Written instruction:
All of the lines below are to be printed again exactly; images are excluded from the output.
[start Material provided]
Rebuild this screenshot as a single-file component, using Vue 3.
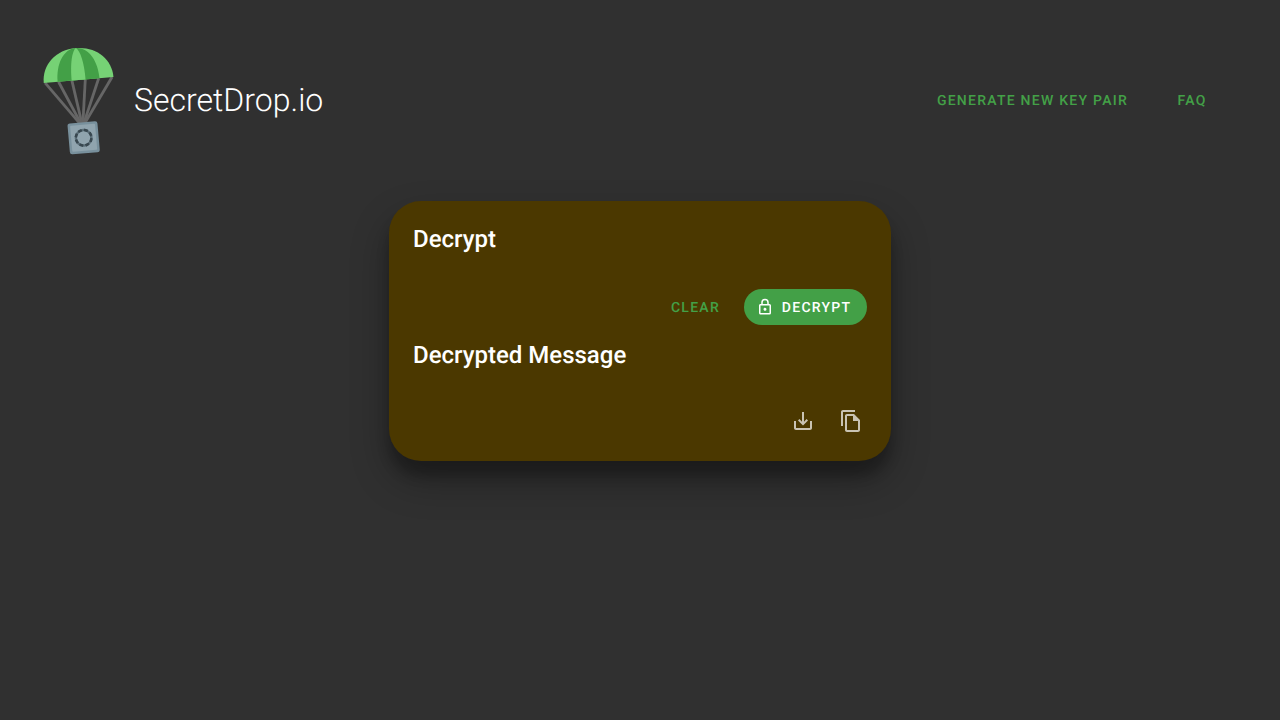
<script setup>
const stripes = [-35, -21, -7, 7, 21, 35]
const teeth = Array.from({ length: 8 }, (_, i) => i * 45)
</script>

<template>
  <div class="app">
    <header class="header">
      <div class="brand">
        <svg class="logo" width="80" height="120" viewBox="0 0 80 120">
          <g transform="translate(40.6 40) rotate(-5)">
            <g stroke="#666" stroke-width="2.8">
              <line v-for="x in stripes" :key="x" :x1="x * 0.96" y1="0" x2="0" y2="47" />
            </g>
            <path d="M-35 0C-35-18.5-20-32 0-32S35-18.5 35 0Z" fill="#76d275" />
            <path d="M-21 0C-21-17-13-32 0-32S21-17 21 0Z" fill="#43a047" />
            <path d="M-7 0C-7-18-4-29 0-32C4-29 7-18 7 0Z" fill="#76d275" />
            <rect x="-15" y="42.5" width="30" height="31" rx="2.5" fill="#78909c" />
            <rect x="-12.5" y="45" width="25" height="26" rx="1" fill="#90a4ae" />
            <circle cx="0" cy="58" r="7.8" fill="none" stroke="#5c6f79" stroke-width="2.4" />
            <rect v-for="a in teeth" :key="a" x="-2" y="-9" width="4" height="2.6" fill="#38474f" :transform="`translate(0 58) rotate(${a + 22})`" />
          </g>
        </svg>
        <h1 class="title">SecretDrop.io</h1>
      </div>
      <nav class="nav">
        <button class="btn">Generate new key pair</button>
        <button class="btn faq">FAQ</button>
      </nav>
    </header>

    <main class="card">
      <h2 class="heading">Decrypt</h2>
      <div class="actions">
        <button class="btn clear">Clear</button>
        <button class="btn primary">
          <svg width="18" height="18" viewBox="0 0 24 24" fill="currentColor"><path d="M12,17C10.89,17 10,16.1 10,15C10,13.89 10.89,13 12,13A2,2 0 0,1 14,15A2,2 0 0,1 12,17M18,20V10H6V20H18M18,8A2,2 0 0,1 20,10V20A2,2 0 0,1 18,22H6C4.89,22 4,21.1 4,20V10C4,8.89 4.89,8 6,8H7V6A5,5 0 0,1 12,1A5,5 0 0,1 17,6V8H18M12,3A3,3 0 0,0 9,6V8H15V6A3,3 0 0,0 12,3Z" /></svg>
          <span class="label">Decrypt</span>
        </button>
      </div>
      <h2 class="heading result">Decrypted Message</h2>
      <div class="tools">
        <button class="icon" aria-label="Download">
          <svg width="24" height="24" viewBox="0 0 24 24" fill="currentColor"><path d="M19 12v7H5v-7H3v7c0 1.1.9 2 2 2h14c1.1 0 2-.9 2-2v-7h-2zm-6 .67l2.59-2.58L17 11.5l-5 5-5-5 1.41-1.41L11 12.67V3h2z" /></svg>
        </button>
        <button class="icon" aria-label="Copy">
          <svg width="24" height="24" viewBox="0 0 24 24" fill="currentColor"><path d="M16 1H4c-1.1 0-2 .9-2 2v14h2V3h12V1zm-1 4H8c-1.1 0-1.99.9-1.99 2L6 21c0 1.1.89 2 1.99 2H19c1.1 0 2-.9 2-2V11l-6-6zM8 21V7h6v5h5v9H8z" /></svg>
        </button>
      </div>
    </main>
  </div>
</template>

<style>
body {
  background: #303030;
}
</style>

<style scoped>
.app {
  box-sizing: border-box;
  min-height: 720px;
  padding-top: 40px;
  background: #303030;
  color: #fff;
  font-family: Roboto, sans-serif;
  text-rendering: geometricPrecision;
}
.header {
  display: flex;
  align-items: center;
  justify-content: space-between;
  height: 120px;
  padding: 0 56px 0 38px;
}
.brand {
  display: flex;
  align-items: center;
  gap: 16px;
}
.logo {
  display: block;
}
.title {
  margin: 0;
  font-size: 32px;
  font-weight: 300;
  line-height: 40px;
}
.nav {
  display: flex;
  gap: 16px;
}
.btn {
  box-sizing: border-box;
  display: flex;
  align-items: center;
  justify-content: center;
  height: 36px;
  padding: 1px 16px 0;
  border: 0;
  border-radius: 18px;
  background: none;
  color: #43a047;
  font: 500 14px/20px Roboto, sans-serif;
  letter-spacing: 0.0892857143em;
  text-rendering: geometricPrecision;
  text-transform: uppercase;
  white-space: nowrap;
}
.faq {
  min-width: 64px;
}
.card {
  box-sizing: border-box;
  width: 502px;
  height: 260px;
  margin: 41px auto 0;
  padding: 22px 24px 0;
  border-radius: 32px;
  background: #4b3800;
  box-shadow: 0 19px 38px rgba(0, 0, 0, 0.3), 0 15px 12px rgba(0, 0, 0, 0.22);
}
.heading {
  margin: 0;
  font-size: 24px;
  font-weight: 500;
  line-height: 32px;
}
.actions {
  display: flex;
  justify-content: flex-end;
  gap: 8px;
  margin-top: 34px;
}
.clear {
  padding-right: 15.6px;
}
.primary {
  gap: 8px;
  padding: 0 16px 0 12px;
  background: #43a047;
  color: #fff;
}
.label {
  margin: 0 -0.3px 0 0.3px;
  padding-top: 1px;
}
.result {
  margin-top: 14px;
}
.tools {
  display: flex;
  justify-content: flex-end;
  gap: 12px;
  margin-top: 32px;
  margin-right: -2px;
}
.icon {
  display: flex;
  align-items: center;
  justify-content: center;
  width: 36px;
  height: 36px;
  padding: 0;
  border: 0;
  background: none;
  color: rgba(255, 255, 255, 0.7);
}
</style>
[end Material provided]
Task output:
Rebuild this screenshot as a single-file component, using Vue 3.
<script setup>
const stripes = [-35, -21, -7, 7, 21, 35]
const teeth = Array.from({ length: 8 }, (_, i) => i * 45)
</script>

<template>
  <div class="app">
    <header class="header">
      <div class="brand">
        <svg class="logo" width="80" height="120" viewBox="0 0 80 120">
          <g transform="translate(40.6 40) rotate(-5)">
            <g stroke="#666" stroke-width="2.8">
              <line v-for="x in stripes" :key="x" :x1="x * 0.96" y1="0" x2="0" y2="47" />
            </g>
            <path d="M-35 0C-35-18.5-20-32 0-32S35-18.5 35 0Z" fill="#76d275" />
            <path d="M-21 0C-21-17-13-32 0-32S21-17 21 0Z" fill="#43a047" />
            <path d="M-7 0C-7-18-4-29 0-32C4-29 7-18 7 0Z" fill="#76d275" />
            <rect x="-15" y="42.5" width="30" height="31" rx="2.5" fill="#78909c" />
            <rect x="-12.5" y="45" width="25" height="26" rx="1" fill="#90a4ae" />
            <circle cx="0" cy="58" r="7.8" fill="none" stroke="#5c6f79" stroke-width="2.4" />
            <rect v-for="a in teeth" :key="a" x="-2" y="-9" width="4" height="2.6" fill="#38474f" :transform="`translate(0 58) rotate(${a + 22})`" />
          </g>
        </svg>
        <h1 class="title">SecretDrop.io</h1>
      </div>
      <nav class="nav">
        <button class="btn">Generate new key pair</button>
        <button class="btn faq">FAQ</button>
      </nav>
    </header>

    <main class="card">
      <h2 class="heading">Decrypt</h2>
      <div class="actions">
        <button class="btn clear">Clear</button>
        <button class="btn primary">
          <svg width="18" height="18" viewBox="0 0 24 24" fill="currentColor"><path d="M12,17C10.89,17 10,16.1 10,15C10,13.89 10.89,13 12,13A2,2 0 0,1 14,15A2,2 0 0,1 12,17M18,20V10H6V20H18M18,8A2,2 0 0,1 20,10V20A2,2 0 0,1 18,22H6C4.89,22 4,21.1 4,20V10C4,8.89 4.89,8 6,8H7V6A5,5 0 0,1 12,1A5,5 0 0,1 17,6V8H18M12,3A3,3 0 0,0 9,6V8H15V6A3,3 0 0,0 12,3Z" /></svg>
          <span class="label">Decrypt</span>
        </button>
      </div>
      <h2 class="heading result">Decrypted Message</h2>
      <div class="tools">
        <button class="icon" aria-label="Download">
          <svg width="24" height="24" viewBox="0 0 24 24" fill="currentColor"><path d="M19 12v7H5v-7H3v7c0 1.1.9 2 2 2h14c1.1 0 2-.9 2-2v-7h-2zm-6 .67l2.59-2.58L17 11.5l-5 5-5-5 1.41-1.41L11 12.67V3h2z" /></svg>
        </button>
        <button class="icon" aria-label="Copy">
          <svg width="24" height="24" viewBox="0 0 24 24" fill="currentColor"><path d="M16 1H4c-1.1 0-2 .9-2 2v14h2V3h12V1zm-1 4H8c-1.1 0-1.99.9-1.99 2L6 21c0 1.1.89 2 1.99 2H19c1.1 0 2-.9 2-2V11l-6-6zM8 21V7h6v5h5v9H8z" /></svg>
        </button>
      </div>
    </main>
  </div>
</template>

<style>
body {
  background: #303030;
}
</style>

<style scoped>
.app {
  box-sizing: border-box;
  min-height: 720px;
  padding-top: 40px;
  background: #303030;
  color: #fff;
  font-family: Roboto, sans-serif;
  text-rendering: geometricPrecision;
}
.header {
  display: flex;
  align-items: center;
  justify-content: space-between;
  height: 120px;
  padding: 0 56px 0 38px;
}
.brand {
  display: flex;
  align-items: center;
  gap: 16px;
}
.logo {
  display: block;
}
.title {
  margin: 0;
  font-size: 32px;
  font-weight: 300;
  line-height: 40px;
}
.nav {
  display: flex;
  gap: 16px;
}
.btn {
  box-sizing: border-box;
  display: flex;
  align-items: center;
  justify-content: center;
  height: 36px;
  padding: 1px 16px 0;
  border: 0;
  border-radius: 18px;
  background: none;
  color: #43a047;
  font: 500 14px/20px Roboto, sans-serif;
  letter-spacing: 0.0892857143em;
  text-rendering: geometricPrecision;
  text-transform: uppercase;
  white-space: nowrap;
}
.faq {
  min-width: 64px;
}
.card {
  box-sizing: border-box;
  width: 502px;
  height: 260px;
  margin: 41px auto 0;
  padding: 22px 24px 0;
  border-radius: 32px;
  background: #4b3800;
  box-shadow: 0 19px 38px rgba(0, 0, 0, 0.3), 0 15px 12px rgba(0, 0, 0, 0.22);
}
.heading {
  margin: 0;
  font-size: 24px;
  font-weight: 500;
  line-height: 32px;
}
.actions {
  display: flex;
  justify-content: flex-end;
  gap: 8px;
  margin-top: 34px;
}
.clear {
  padding-right: 15.6px;
}
.primary {
  gap: 8px;
  padding: 0 16px 0 12px;
  background: #43a047;
  color: #fff;
}
.label {
  margin: 0 -0.3px 0 0.3px;
  padding-top: 1px;
}
.result {
  margin-top: 14px;
}
.tools {
  display: flex;
  justify-content: flex-end;
  gap: 12px;
  margin-top: 32px;
  margin-right: -2px;
}
.icon {
  display: flex;
  align-items: center;
  justify-content: center;
  width: 36px;
  height: 36px;
  padding: 0;
  border: 0;
  background: none;
  color: rgba(255, 255, 255, 0.7);
}
</style>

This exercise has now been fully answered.